Sigmoidal substrate saturation curves in Michaelis-Menten mechanism as an artefact

Abstract

The conditions under which sigmoidal substrate saturation curves are to be expected in the simple Michaelis-Menten mechanism and the Michaelis-Menten mechanism combined with the concomitant partial inactivation of the enzyme have been determinee solved numerically for different sets of rate constants by computer simulation on the basis of the second order Runge-Kutta method. In order to simulate the real experimental conditions, the substrate saturation curves have also been derived from velocity values in the quasi-steady state, by using the non-linear least squares fitting method.
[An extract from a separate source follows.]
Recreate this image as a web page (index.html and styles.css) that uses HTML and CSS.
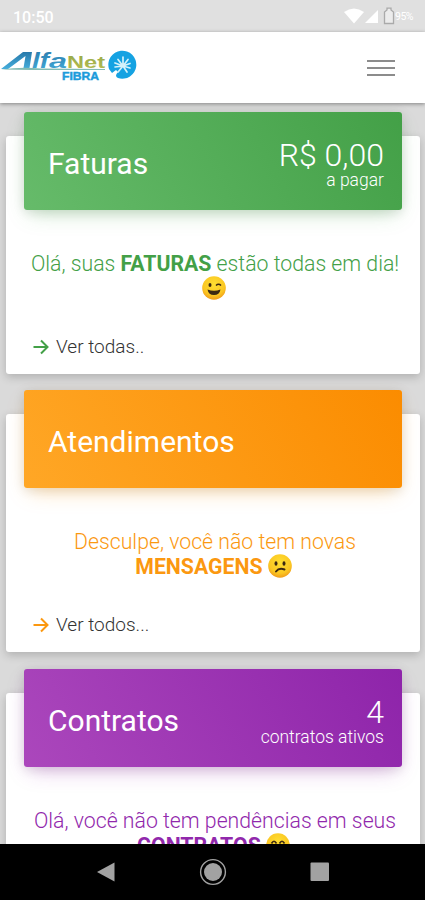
FILE: index.html
```html
<!DOCTYPE html>
<html lang="pt-BR">
<head>
<meta charset="utf-8">
<meta name="viewport" content="width=device-width, initial-scale=1">
<title>AlfaNet Fibra</title>
<link rel="stylesheet" href="styles.css">
</head>
<body>
<div class="screen">
  <div class="status">
    <span class="clock">10:50</span>
    <div class="status-icons">
      <svg class="wifi" width="20" height="16" viewBox="0 0 20 16"><path d="M0 4Q10-3 20 4L10 15.500Z" fill="#fff"/></svg>
      <svg class="signal" width="14" height="14" viewBox="0 0 14 14"><path d="M13 0V13H0Z" fill="#fff"/></svg>
      <svg class="battery" width="12" height="18" viewBox="0 0 12 18"><path d="M4 1.200H8V3L10.500 5V16.500H1.500V5L4 3Z" fill="#ececec" stroke="#aaa" stroke-width="1.300"/></svg>
      <span class="percent">95%</span>
    </div>
  </div>
  <header class="header">
    <svg class="logo" width="140" height="34" viewBox="0 0 140 34">
      <defs>
        <linearGradient id="blue" x1="0" y1="0" x2="0" y2="1"><stop offset="0" stop-color="#2879aa"/><stop offset="1" stop-color="#45addb"/></linearGradient>
        <linearGradient id="lime" x1="0" y1="0" x2="0" y2="1"><stop offset="0" stop-color="#97a94b"/><stop offset="1" stop-color="#b7bd50"/></linearGradient>
      </defs>
      <path d="M0 20L22 3H31L28.500 19H22.500L24.500 7L7 20Z" fill="url(#blue)"/>
      <path d="M0 20.500Q20 17.500 40 19.500L104 20V21L30 21Z" fill="#83bcb4"/>
      <text class="logo-word" x="31" y="19" font-size="22.500" textLength="17" lengthAdjust="spacingAndGlyphs" fill="url(#blue)">lf</text>
      <text class="logo-word" x="48" y="19" font-size="20" textLength="18" lengthAdjust="spacingAndGlyphs" fill="url(#blue)">a</text>
      <text class="logo-word net" x="66" y="19" font-size="16" textLength="38" lengthAdjust="spacingAndGlyphs" fill="url(#lime)">Net</text>
      <text class="logo-sub" x="61" y="31" font-size="10" textLength="37" lengthAdjust="spacingAndGlyphs">FIBRA</text>
      <path d="M108 20A14 14 0 1 1 117 29Q113 27 117 23L115 21L111 24Z" fill="#15a2e2"/>
      <path d="M117 23L122 17M122 17L114 14M122 17L117 10.500M122 17L122 8M122 17L127 10.500M122 17L129 14.500M122 17L129 19M122 17L126 23M122 17L114 18" stroke="#d5f2fa" stroke-width="1.700" stroke-linecap="round" fill="none"/>
    </svg>
    <div class="menu"><span></span><span></span><span></span></div>
  </header>
  <main class="content">
    <section class="card green">
      <div class="banner">
        <h2>Faturas</h2>
        <div class="figure"><span class="value">R$ 0,00</span><span class="label">a pagar</span></div>
      </div>
      <p class="message">Olá, suas <b>FATURAS</b> estão todas em dia!<br><svg class="emoji wink" viewBox="0 0 24 24"><use href="#face"/><path d="M5.500 13.500Q12 16 18.500 13.500Q17.500 19 12 19Q6.500 19 5.500 13.500" fill="#3c2812"/><ellipse cx="8" cy="9" rx="1.500" ry="2" fill="#3c2812"/><path d="M14 9.500Q16.500 7 19 9.500" stroke="#3c2812" stroke-width="1.500" fill="none"/></svg></p>
      <a class="more"><svg width="16" height="16" viewBox="0 0 16 16"><path d="M.500 8H14M8 1.500L14.500 8L8 14.500"/></svg>Ver todas..</a>
    </section>
    <section class="card orange">
      <div class="banner"><h2>Atendimentos</h2></div>
      <p class="message">Desculpe, você não tem novas<br><b>MENSAGENS</b> <svg class="emoji" viewBox="0 0 24 24"><use href="#face"/><ellipse cx="8" cy="9.500" rx="1.500" ry="2.200" fill="#3c2812"/><ellipse cx="16" cy="9.500" rx="1.500" ry="2.200" fill="#3c2812"/><path d="M8 17.500Q11 13.500 16.500 15.500" stroke="#3c2812" stroke-width="2" stroke-linecap="round" fill="none"/></svg></p>
      <a class="more"><svg width="16" height="16" viewBox="0 0 16 16"><path d="M.500 8H14M8 1.500L14.500 8L8 14.500"/></svg>Ver todos...</a>
    </section>
    <section class="card purple">
      <div class="banner">
        <h2>Contratos</h2>
        <div class="figure"><span class="value">4</span><span class="label">contratos ativos</span></div>
      </div>
      <p class="message">Olá, você não tem pendências em seus<br><b>CONTRATOS</b> <svg class="emoji" viewBox="0 0 24 24"><use href="#face"/><path d="M5.500 10.500Q8 6 10.500 10.500M13.500 10.500Q16 6 18.500 10.500M7 15Q12 19 17 15" stroke="#3c2812" stroke-width="1.700" fill="none"/></svg></p>
    </section>
  </main>
  <nav class="navbar">
    <svg width="18" height="20" viewBox="0 0 18 20"><path d="M0 10L17.500 .500V19.500Z" fill="#a2a2a2"/></svg>
    <svg width="28" height="28" viewBox="0 0 28 28"><circle cx="14" cy="14" r="12.400" fill="none" stroke="#a2a2a2" stroke-width="1.400"/><circle cx="14" cy="14" r="9" fill="#a2a2a2"/></svg>
    <svg width="20" height="20" viewBox="0 0 20 20"><rect x=".5" y=".5" width="18.500" height="18.500" rx="1" fill="#a2a2a2"/></svg>
  </nav>
</div>
<svg class="defs" width="0" height="0"><defs>
  <radialGradient id="skin" cx=".5" cy=".35" r=".7"><stop offset="0" stop-color="#ffdf32"/><stop offset=".65" stop-color="#fbc722"/><stop offset="1" stop-color="#ee9118"/></radialGradient>
  <circle id="face" cx="12" cy="12" r="11.800" fill="url(#skin)"/>
</defs></svg>
</body>
</html>
```
FILE: styles.css
```css
* { box-sizing: border-box; }
body { margin: 0; font-family: Roboto, "Liberation Sans", sans-serif; background: #dadada; overflow: hidden; }
.defs { position: absolute; }
.screen { width: 425px; height: 900px; display: flex; flex-direction: column; overflow: hidden; }
.status { flex: 0 0 32px; height: 32px; min-height: 0; background: #e0e0e0; display: flex; justify-content: space-between; align-items: flex-start; padding: 0 11px 0 13px; color: #fff; }
.clock { font-size: 16px; font-weight: 500; line-height: 22px; margin-top: 7px; }
.status-icons { display: flex; align-items: flex-start; }
.wifi { margin-top: 8px; }
.signal { margin: 10px 0 0 1px; }
.battery { margin: 7px 0 0 4px; }
.percent { font-size: 10.5px; line-height: 14px; margin-top: 10px; width: 19px; letter-spacing: -.5px; }
.header { flex: 0 0 71px; background: #fff; display: flex; justify-content: space-between; padding: 0 30px 0 1px; box-shadow: 0 1px 4px rgba(0,0,0,.4); z-index: 3; }
.logo { margin-top: 17px; }
.logo-word { font-family: "Liberation Sans", sans-serif; font-weight: 700; font-style: italic; }
.net { font-style: normal; }
.logo-sub { font-family: "Liberation Sans", sans-serif; font-weight: 700; fill: #1c9bdb; stroke: #1c9bdb; stroke-width: .4; }
.menu { width: 28px; display: flex; flex-direction: column; gap: 5.2px; margin-top: 27.5px; }
.menu span { height: 2px; background: #8c8c8c; }
.content { flex: 1 1 0; min-height: 0; overflow: hidden; padding: 33px 5px 0 6px; }
.card { height: 238px; margin-bottom: 40.3px; background: #fff; border-radius: 3px; box-shadow: 0 3px 10px rgba(0,0,0,.2); padding: 0 18px; }
.banner { height: 98px; transform: translateY(-24px); border-radius: 3px; padding: 0 18px 0 24px; display: flex; justify-content: space-between; color: #fff; }
.green .banner { background: linear-gradient(60deg, #66bb6a, #43a047); box-shadow: 0 8px 20px -6px rgba(76,175,80,.35), 0 2px 12px rgba(0,0,0,.12); }
.orange .banner { background: linear-gradient(60deg, #ffa726, #fb8c00); box-shadow: 0 8px 20px -6px rgba(255,152,0,.35), 0 2px 12px rgba(0,0,0,.12); }
.purple .banner { background: linear-gradient(60deg, #ab47bc, #8e24aa); box-shadow: 0 8px 20px -6px rgba(156,39,176,.35), 0 2px 12px rgba(0,0,0,.12); }
h2 { margin: 0; font-size: 30px; font-weight: 400; line-height: 104px; }
.figure { display: flex; flex-direction: column; align-items: flex-end; padding-top: 25px; font-weight: 300; }
.value { font-size: 32px; line-height: 36px; }
.label { font-size: 17.5px; line-height: 18px; margin-top: -2px; }
.message { margin: 17px -12px 0 -8px; height: 50px; text-align: center; font-size: 21.25px; line-height: 25px; font-weight: 300; white-space: nowrap; }
.message b { font-weight: 700; }
.green .message { color: #43a047; }
.orange .message { color: #fb9810; }
.purple .message { color: #9128ac; }
.emoji { width: 24px; height: 24px; vertical-align: -4px; margin-right: 3px; }
.more { display: flex; align-items: center; gap: 7px; margin: 33px 0 0 9px; font-size: 19px; font-weight: 300; line-height: 25px; color: #333; }
.more svg { fill: none; stroke: #43a047; stroke-width: 2; }
.orange .more svg { stroke: #fb9810; }
.navbar { flex: 0 0 56px; background: #000; display: flex; align-items: center; justify-content: space-between; padding: 0 95px 0 97px; z-index: 4; }
```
In the framework of the Michaelis-Menten mechanism there is a sigmoidal relationship between initial velocity and substrate concentration only in the case of a Van Slyke mechanism, i.e. if k2 greater than k-1 and therefore K=k2/k1 is a "kinetic constant" if the velocity is determined in the quasi-steady state. If the enzyme is inactivated during the course of velocity measurement in the quasi-steady state, a sigmoidal or a degenerated hyperbolic saturation curve is obtained. A sigmoidal saturation curve can be obtained in the case of the Van Slyke mechanism, independent of the rate constant of the inactivation of the enzyme, or in the case of Michaelis-Menten or Briggs-Haldane mechanism, if k3 is sufficiently high. The inflexion point of such substrate saturation curves is determined by the rate constants, i.e. S0 less than or approximately k3/k1 and k-1/k1 and/or k2/k1. The higher the value of k3 the more pronounced is the sigmoidicity. The Michaelis constant can precisely be determined only if the velocities are measured in the very steady state at all substrate concentrations used. If the measurements are made in the quasi-steady state, the KM is always underestimated.